Ces statistiques ne surprennent pas Patrice*, agent d’entretien dans une école héraultaise. « J’ai un collègue qui a 66 ans. C’est un gros bosseur, mais là, il n’en peut plus, il est en arrêt. » Patrice, lui, a 55 ans et souffre d’arthrose des cervicales. Son tendon d’Achille le fait également souffrir. Sa montre connectée enregistre le nombre de ses pas au travail : « C’est l’équivalent de huit kilomètres. » Ses horaires de travail varient régulièrement. Certaines semaines, il se lève à 5 heures du matin pour nettoyer les locaux avant l’ouverture des classes. Quand il est « du soir », il termine à 19 h 30. Ce travail, il l’occupe depuis plus de dix ans.

« Je suis fatigué », souffle Patrice, éreinté par le travail physique et ces horaires variables. « Les collectivités investissent dans des grosses auto-laveuses pour nettoyer les couloirs et réduisent le personnel pour ce motif », s’agace-t-il, face à sa charge de travail et des effectifs jugés trop maigres. « Il y a beaucoup d’absentéisme, mais pas de remplacement. Ceux qui restent s’épuisent et finissent aussi en arrêt », décrit-il. Son dernier arrêt de travail, c’était à cause d’un virus saisonnier. « Le médecin a voulu m’arrêter une semaine, je lui ai demandé de réduire à deux jours pour ne pas mettre mes collègues dans la galère. »

Les syndicats prévenus après la presse

Si la réforme souhaitée par le gouvernement s’applique, la perte de salaire pèsera également lourd dans la balance. « Trois jours de salaire en moins et une baisse de l’indemnité, vous imaginez les conséquences ?, interroge Mylène Jacquot, de la CFDT. Combien iront travailler malgré leurs problèmes de santé ? » La syndicaliste se dit « sidérée » par l’annonce du gouvernement, qui a convoqué la presse dimanche 27 octobre en fin d’après-midi avant même d’en parler aux organisations syndicales.

« Le ministre nous a contactés entre 18 heures et 19 heures.

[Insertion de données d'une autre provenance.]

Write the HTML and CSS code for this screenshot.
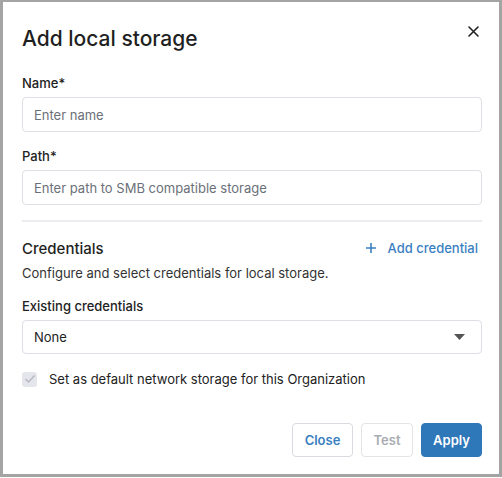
FILE: index.html
```html
<!DOCTYPE html>
<html>
<head>
<meta charset="utf-8">
<link rel="stylesheet" href="styles.css">
</head>
<body>
<div class="frame">
  <div class="dialog">
    <div class="header">
      <h1 class="title">Add local storage</h1>
      <button class="close" aria-label="Close">
        <svg width="11" height="11" viewBox="0 0 11 11"><path d="M1 1L10 10M10 1L1 10" stroke="#222" stroke-width="1.6" stroke-linecap="round"/></svg>
      </button>
    </div>
    <div class="field">
      <label class="label">Name*</label>
      <div class="input"><span class="placeholder">Enter name</span></div>
    </div>
    <div class="field">
      <label class="label">Path*</label>
      <div class="input"><span class="placeholder">Enter path to SMB compatible storage</span></div>
    </div>
    <div class="divider"></div>
    <div class="cred-head">
      <h2 class="subtitle">Credentials</h2>
      <a class="add-link">
        <svg width="12" height="12" viewBox="0 0 12 12"><path d="M6 1V11M1 6H11" stroke="#3a7fc1" stroke-width="1.6"/></svg>
        <span>Add credential</span>
      </a>
    </div>
    <p class="desc">Configure and select credentials for local storage.</p>
    <div class="field">
      <label class="label">Existing credentials</label>
      <div class="input select"><span class="value">None</span>
        <svg width="11" height="6" viewBox="0 0 11 6"><path d="M0 0H11L5.5 6Z" fill="#555"/></svg>
      </div>
    </div>
    <div class="check-row">
      <span class="checkbox">
        <svg width="12" height="10" viewBox="0 0 12 10"><path d="M1.5 5L4.5 8L10.5 1.5" stroke="#b4b9c2" stroke-width="1.5" fill="none"/></svg>
      </span>
      <span class="check-label">Set as default network storage for this Organization</span>
    </div>
    <div class="footer">
      <button class="btn btn-outline">Close</button>
      <button class="btn btn-disabled">Test</button>
      <button class="btn btn-primary">Apply</button>
    </div>
  </div>
</div>
</body>
</html>
```
FILE: styles.css
```css
* { box-sizing: border-box; }
html, body { margin: 0; padding: 0; background: #fff; }
body { font-family: Inter, "Noto Sans", sans-serif; color: #222; }
.frame {
  width: 502px;
  height: 477px;
  border-style: solid;
  border-color: #a4a4a4;
  border-width: 2px 3px 3px 3px;
  background: #fff;
}
.dialog { padding: 0 17px 0 19px; display: flex; flex-direction: column; }
.header { display: flex; justify-content: space-between; align-items: center; height: 72px; }
.title { margin: 0; font-size: 21px; font-weight: 500; color: #1f1f1f; }
.close { border: 0; background: none; padding: 0; margin-right: 3px; margin-top: -14px; display: flex; }
.field { display: flex; flex-direction: column; }
.label { font-size: 13px; font-weight: 500; line-height: 18px; margin-bottom: 5px; color: #222; }
.input {
  height: 35px;
  border: 1px solid #dcdfe4;
  border-radius: 4px;
  display: flex;
  align-items: center;
  padding: 0 11px;
  font-size: 13px;
  margin-bottom: 15px;
}
.placeholder { color: #6b7079; }
.value { color: #222; flex: 1; }
.select { height: 34px; padding-right: 16px; margin-bottom: 15px; }
.divider { height: 2px; background: #ebecef; margin-bottom: 15px; }
.cred-head { display: flex; justify-content: space-between; align-items: center; height: 22px; }
.subtitle { margin: 0; font-size: 15px; font-weight: 500; color: #1f1f1f; }
.add-link { display: flex; align-items: center; gap: 11px; color: #3a7fc1; font-size: 13px; font-weight: 500; margin-right: 4px; }
.desc { margin: 5px 0 15px; font-size: 13px; line-height: 18px; color: #333; }
.check-row { display: flex; align-items: center; gap: 12px; height: 20px; }
.checkbox {
  width: 15px; height: 15px; border-radius: 3px; background: #e4e6eb;
  display: flex; align-items: center; justify-content: center;
}
.check-label { font-size: 13px; color: #222; }
.footer { display: flex; justify-content: flex-end; gap: 8px; margin-top: 34px; }
.btn {
  height: 34px; border-radius: 4px; font-family: inherit; font-size: 13px; font-weight: 600;
  padding: 0 10px; background: #fff; cursor: pointer;
}
.btn-outline { border: 1px solid #d8dbe0; color: #3a7fc1; width: 61px; }
.btn-disabled { border: 1px solid #e2e4e8; color: #a9acb2; width: 52px; }
.btn-primary { border: 1px solid #2e77b9; background: #2e77b9; color: #fff; width: 61px; }
```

J’ai eu droit à neuf minutes », commente-t-elle d’un ton amer. Elle conclut : « S’il y a trop d’arrêts maladie, ce n’est pas comme ça qu’on doit traiter le problème. Parlons aussi management et conditions de travail ! »

Dans Le Figaro, le ministre Guillaume Kasbarian affirme quant à lui que la lutte contre l’absentéisme est « une urgence dans la période budgétaire actuelle » et se dit prêt, sans les détailler, à prendre « trois mesures d’accompagnement portant sur l’amélioration de la qualité de vie au travail, la débureaucratisation et la protection des agents face aux actes de violences ». La question du bien-être au travail est évacuée en une phrase et le mot « santé » pas une seule fois prononcé.